Stay Healthy at Animal Exhibits

For information and guidance related to animals and COVID-19, visit COVID-19 Pets and Other Animals.

Girl feeding goat

Interacting with animals at fairs, educational farms, petting zoos, summer camps, aquariums, schools, and other places can be educational and fun, and helps people learn about and experience animals they may not see in their daily lives. However, it’s important to know that animals sometimes carry germs that can make people sick.

Every year, many people get sick after visiting an animal exhibit. From 2010-2015, about 100 outbreaks of illness in people linked to animals in public settings like zoos, fairs, and educational farms were reported to public health officials. Some of the most common harmful germs people get from animals at exhibits are E. coli, Cryptosporodium, and Salmonella, but there are also many other types of germs that can spread between animals and people.

Children younger than 5 years old, people with weakened immune systems, and adults 65 years and older are more likely to get sick from germs animals can carry. These groups should take extra precautions at animal exhibits. If you forget to wash your hands after petting an animal, or bring food or drinks into an area with animals, you increase your chance of getting sick. Even animals that look clean and healthy can carry harmful germs, and areas where animals live or roam can be contaminated – you don’t have to touch an animal to get sick.

How to stay healthy if you visit an animal exhibit

Children at zoo stingray exhibit

Animal encounters such as touching or petting, feeding, and holding animals are becoming more popular, especially at zoos and aquariums. An animal exhibit can be anything from a large zoo to a livestock show at the county fair. You might also encounter animals at schools, as part of local festivals, or just out and about. Wherever you are, it’s important to know ways to stay healthy while enjoying animals.

Protect yourself and your family

Wash your hands

Girl washing hands in sink after touching animal
  • Find where the handwashing stations are located.
  • Wash your hands right after touching animals or anything in the areas where they live, roam, or eat.
  • Wash your hands when you leave animal areas, even if you didn’t touch the animals or if you wore gloves.
  • Running water and soap are best, but if they are not available, use an alcohol-based hand sanitizer that contains at least 60% alcohol and wash your hands with soap and running water as soon as you can.

Keep food and animals separate

  • Don’t eat or drink around animals.
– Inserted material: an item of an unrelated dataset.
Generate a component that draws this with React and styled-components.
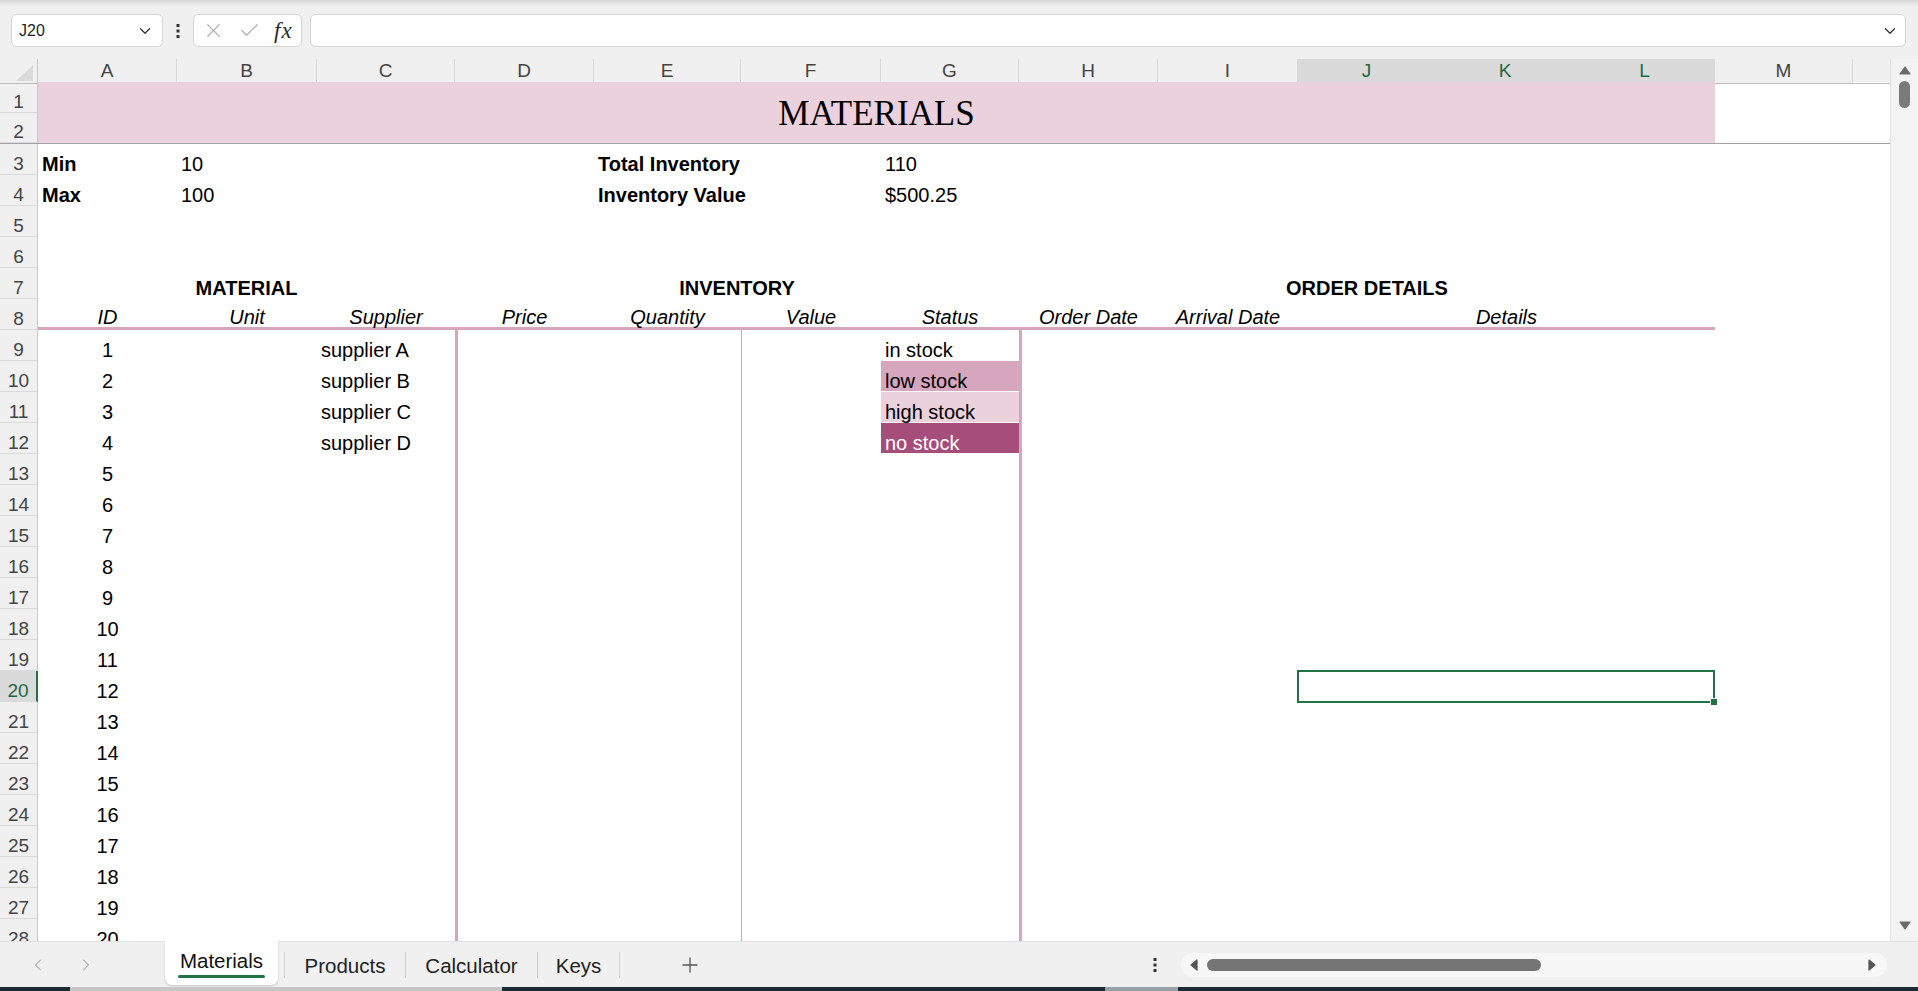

Keep food and drinks away from animal areas.
  • Don’t share your food with the animals, even if you think the food is part of the animal’s regular diet. Animals should eat the food provided for them by the animal exhibit.
  • Don’t eat or drink raw (unpasteurized) products. Raw products made or sold at animal exhibits may include milk, cheese, cider, or juice.

Keep children safe around animals

  • Always supervise children around animals.
  • Children under 5 years old should not touch reptiles, amphibians, or poultry (like chickens or ducks) because these animals are more likely to make them sick.
  • Leave items like strollers, pacifiers, cups, or toys outside the exhibit.
  • Don’t let children put their fingers or objects (like pacifiers) in their mouths when they’re around animals or in an animal area.
  • Don’t let children sit or play on the ground in animal areas.
  • Teach children to approach animals with caution and follow the rules.
  • Don’t let children put their fingers or objects near an animal’s mouth, even if the animal seems friendly.
  • Follow rules provided on signs or verbally by the staff. For example, some contact exhibits have a “two-finger touch” rule.

If you work at, manage, or design animal exhibits

The Compendium of Measures to Prevent Diseases Associated with Animals in Public Settings [PDF – 25 pages] provides standardized recommendations for public health officials, veterinarians, animal venue operators, animal exhibitors, and others concerned with disease control and with minimizing risks associated with animals in public settings. NASPHV also provides a toolkit with examples of regulations on animal exhibitions, printable posters with messages on how to stay safe while enjoying animals, and a check list of petting zoo best practices.

Even healthy animals can carry germs that might make visitors sick. When designing an exhibit, you want to protect your animals and your visitors, while preserving the fun and education.

Design exhibits in ways that will help to prevent the spread of disease:

  • Provide stations for handwashing at the exits of animal exhibits, including some that are low enough for children to reach.
  • Educate staff and visitors on how to prevent illness after being around animals.
  • Provide signs for guests on when and how to wash their hands, where they can eat, and areas for the animals. Use plain language and pictures.
  • Keep dining and animal areas separate.
  • Train staff and educate visitors on diseases animals may carry and how to prevent them.
  • Teach staff about the risks of working around animals. Encourage them to talk to visitors about safety around animals, such as handwashing.
  • Provide staff with resources on safety at animal exhibits, especially if staff includes veterinarians or healthcare providers.

State public health veterinarians are the local and state professionals who regularly work with physicians, emergency rooms, health departments, veterinarians, fair boards, local officials, schools, legislators, and communities on preventing and controlling diseases that people can get from animals and animal products. CDC works closely with the National Association of State Public Health Veterinarians (NASPHV)  to create guidance and recommendations for visitors to animal exhibits as well as people who manage or design exhibits.